Sunday, October 23, 2011

This is about the government officer I met this week for a few hours' briefing on something. He looked like someone who should have a story written about him. He did.

She hears from him again today after the death of a dictator, the forced closure of a spa centre and the discovery of error in a particle physics experiment. Between now and his last text, a country was set free, a community was deprived of fish spa and Einstein’s relativity lived on; the world has changed.

Those two days. Spanned eons.

She wonders if his texting her is a compensation for his having broken the social inertia, or if he really means to reach her.

Wednesday, October 19, 2011

Al-fatihah.

Bismillahirrahmanirrahim.

Bila perasaan yang bukan milikku semakin jauh dari gapaian. Dan malam bergelapkan diam yang asyik dan legam. Jasad dan jejaknya tertaut dekat, tetapi aku tak buta saat melihat pandangannya. Nyata apa yang dilihatnya bukan apa dilihatku.

Khabar ini benar; bukan aku yang buta, cuma sendiri membutakan. Aku bukan tuli, tetapi aku yang mendiamkan. Aku tak bisu, namun aku yang mengkuburkan.

Tunjukilah kami jalan yang lurus; tunjukilah kami jalan yang lurus; tunjukkanlah kami jalan yang lurus.

Friday, June 24, 2011

Science tells us we've been here for at least 13.7 billion years. That's more than twice the number of human population on earth.

2 years per person.

Tuesday, June 21, 2011

On Studying Medicine

It’s funny how hard we are working to understand how our body works. How hard we are at trying to comprehend the complex system which is at the same time so innate in its most literal sense. It’s almost as though our conscious human mind and functioning physiological body are two separate entities. We are just our frontal + parietal lobes trying to understand the rest of us - and the thought makes one feel somewhat lonely. We are so well clothed by the dead cells that are our skin that the only thing we own that is adequately exposed to the outside world is our sense of perception - and the only thing mine wants is to explore my own innards - my insides looking in and failing - like trying to squint my eyes focusing on an object placed within too close a distance

Q

His manners, though not outrightly rude, were still at moments glaringly unpolished. It was not this, however that hindered her regard - it was those fleeting but not insignificant instances when she caught his gaze - itself darkened like a mixture of affection with something more sinister, insatiable and perhaps even voracious - that made her uncomfortable. Sometimes she feels too the radiating hatred that accompanies this gaze prickling the back of her neck - as if he blames her for his unrequited attachment.

Friday, February 4, 2011

Once I had a bestfriend who loved me too much, and while since then he was most envious of my indifference, I was the one who should be more jealous of him.

To love (almost) unconditionally, and to know. To accept.

On our current predicament

I have friends and relatives in Egypt.

& I know I’m being ungrateful, or even selfish, but there’s this part of me that’s (perhaps inappropriately) envious.
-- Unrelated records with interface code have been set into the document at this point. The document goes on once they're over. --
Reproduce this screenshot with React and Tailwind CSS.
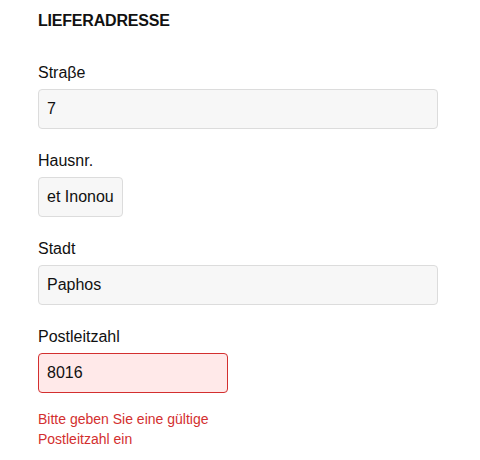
export default function App() {
  const font = { fontFamily: '"Liberation Sans", Arial, sans-serif' };
  const inputCls =
    "h-10 rounded-[4px] border border-[#dcdcdc] bg-[#f7f7f7] px-[8px] text-[16px] text-[#111] outline-none";
  return (
    <div className="w-[480px] h-[460px] bg-white pl-[38px] pt-[9px] text-[#111]" style={font}>
      <h2 className="text-[16px] leading-6 font-bold tracking-[-0.2px]">LIEFERADRESSE</h2>
      <div className="mt-[28px] flex flex-col gap-[20px]">
        <div className="flex flex-col gap-1">
          <label className="text-[16px] leading-6">Straβe</label>
          <input className={inputCls + " w-[400px]"} defaultValue="7" />
        </div>
        <div className="flex flex-col gap-1">
          <label className="text-[16px] leading-6">Hausnr.</label>
          <input className={inputCls + " w-[85px]"} defaultValue="et Inonou" />
        </div>
        <div className="flex flex-col gap-1">
          <label className="text-[16px] leading-6">Stadt</label>
          <input className={inputCls + " w-[400px]"} defaultValue="Paphos" />
        </div>
        <div className="flex flex-col gap-1">
          <label className="text-[16px] leading-6">Postleitzahl</label>
          <input
            className="h-10 w-[190px] rounded-[4px] border border-[#d32f2f] bg-[#ffe9e9] px-[8px] text-[16px] text-[#111] outline-none"
            defaultValue="8016"
          />
          <p className="mt-[12px] w-[190px] text-[14px] leading-[20px] text-[#d32f2f]">
            Bitte geben Sie eine gültige Postleitzahl ein
          </p>
        </div>
      </div>
    </div>
  );
}
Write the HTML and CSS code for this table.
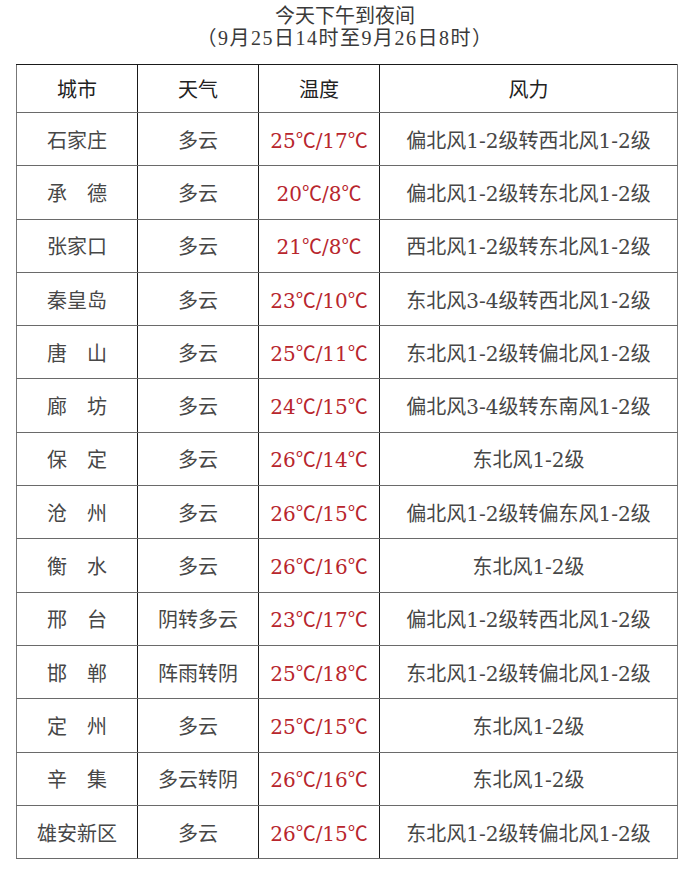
FILE: index.html
```html
<!DOCTYPE html>
<html lang="zh">
<head>
<meta charset="utf-8">
<link rel="stylesheet" href="styles.css">
</head>
<body>
<div class="page">
  <div class="title">
    <div class="title-line">今天下午到夜间</div>
    <div class="title-line title-sub">（9月25日14时至9月26日8时）</div>
  </div>
  <table class="forecast">
    <colgroup>
      <col class="c-city"><col class="c-weather"><col class="c-temp"><col class="c-wind">
    </colgroup>
    <thead>
      <tr><th>城市</th><th>天气</th><th>温度</th><th>风力</th></tr>
    </thead>
    <tbody>
      <tr><td>石家庄</td><td>多云</td><td class="temp">25<span class="deg">℃</span>/17<span class="deg">℃</span></td><td class="wind">偏北风1-2级转西北风1-2级</td></tr>
      <tr><td>承　德</td><td>多云</td><td class="temp">20<span class="deg">℃</span>/8<span class="deg">℃</span></td><td class="wind">偏北风1-2级转东北风1-2级</td></tr>
      <tr><td>张家口</td><td>多云</td><td class="temp">21<span class="deg">℃</span>/8<span class="deg">℃</span></td><td class="wind">西北风1-2级转东北风1-2级</td></tr>
      <tr><td>秦皇岛</td><td>多云</td><td class="temp">23<span class="deg">℃</span>/10<span class="deg">℃</span></td><td class="wind">东北风3-4级转西北风1-2级</td></tr>
      <tr><td>唐　山</td><td>多云</td><td class="temp">25<span class="deg">℃</span>/11<span class="deg">℃</span></td><td class="wind">东北风1-2级转偏北风1-2级</td></tr>
      <tr><td>廊　坊</td><td>多云</td><td class="temp">24<span class="deg">℃</span>/15<span class="deg">℃</span></td><td class="wind">偏北风3-4级转东南风1-2级</td></tr>
      <tr><td>保　定</td><td>多云</td><td class="temp">26<span class="deg">℃</span>/14<span class="deg">℃</span></td><td class="wind">东北风1-2级</td></tr>
      <tr><td>沧　州</td><td>多云</td><td class="temp">26<span class="deg">℃</span>/15<span class="deg">℃</span></td><td class="wind">偏北风1-2级转偏东风1-2级</td></tr>
      <tr><td>衡　水</td><td>多云</td><td class="temp">26<span class="deg">℃</span>/16<span class="deg">℃</span></td><td class="wind">东北风1-2级</td></tr>
      <tr><td>邢　台</td><td>阴转多云</td><td class="temp">23<span class="deg">℃</span>/17<span class="deg">℃</span></td><td class="wind">偏北风1-2级转西北风1-2级</td></tr>
      <tr><td>邯　郸</td><td>阵雨转阴</td><td class="temp">25<span class="deg">℃</span>/18<span class="deg">℃</span></td><td class="wind">东北风1-2级转偏北风1-2级</td></tr>
      <tr><td>定　州</td><td>多云</td><td class="temp">25<span class="deg">℃</span>/15<span class="deg">℃</span></td><td class="wind">东北风1-2级</td></tr>
      <tr><td>辛　集</td><td>多云转阴</td><td class="temp">26<span class="deg">℃</span>/16<span class="deg">℃</span></td><td class="wind">东北风1-2级</td></tr>
      <tr><td>雄安新区</td><td>多云</td><td class="temp">26<span class="deg">℃</span>/15<span class="deg">℃</span></td><td class="wind">东北风1-2级转偏北风1-2级</td></tr>
    </tbody>
  </table>
</div>
</body>
</html>
```
FILE: styles.css
```css
html, body {
  margin: 0;
  padding: 0;
  background: #ffffff;
}

body {
  font-family: "Liberation Serif", "Noto Sans CJK SC", serif;
  color: #474747;
}

.page {
  width: 690px;
  height: 892px;
  overflow: hidden;
}

.title {
  padding-top: 5px;
  text-align: center;
  color: #3a3a3a;
  font-size: 20px;
  line-height: 22px;
  height: 59px;
  box-sizing: border-box;
  height: 64px;
}

.title-sub {
  letter-spacing: 1.5px;
}

.forecast {
  margin-left: 16px;
  width: 661px;
  border-collapse: collapse;
  table-layout: fixed;
}

.c-city { width: 121px; }
.c-weather { width: 121px; }
.c-temp { width: 121px; }
.c-wind { width: 298px; }

.forecast th,
.forecast td {
  border: 1px solid #6a6a6a;
  border-left-color: #1a1a1a;
  border-right-color: #1a1a1a;
  text-align: center;
  padding: 0;
  font-size: 20px;
  font-weight: normal;
  white-space: nowrap;
}

.forecast th {
  height: 47px;
  color: #222222;
}

.forecast thead tr th {
  border-top-color: #1a1a1a;
}

.forecast td {
  height: 52.3px;
}

.forecast tr td:first-child,
.forecast tr th:first-child {
  border-left-color: #777777;
}

.forecast tr td:last-child,
.forecast tr th:last-child {
  border-right-color: #777777;
}

.temp,
.wind {
  font-family: "DejaVu Serif", "Noto Sans CJK SC", serif;
}

.temp {
  color: #b8262d;
}

.deg {
  font-family: "Noto Sans CJK SC", sans-serif;
}
```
Especially given the current circumstance.

I wanna live on the edge. Where you risk losing everything and nothing at the same time. I want to soak in the exhilaration. Flirt with death and relish the temporary self-proclaimed anarchy. To scream along to burning vehicles. To feel nothing and everything. To hold hands in protest. To see things people sing about taking place right in front of me. To be part of history.

Save lives. Be saved myself.

I need to believe there is still hope and where else is best to find it but the very place where all hope is seemingly lost?

I want to go to a place at war.

(I must be going mental)

I want to contribute a voice, a service. I just, want to be there.

Most of all, I need a feeling. I need something to fight for.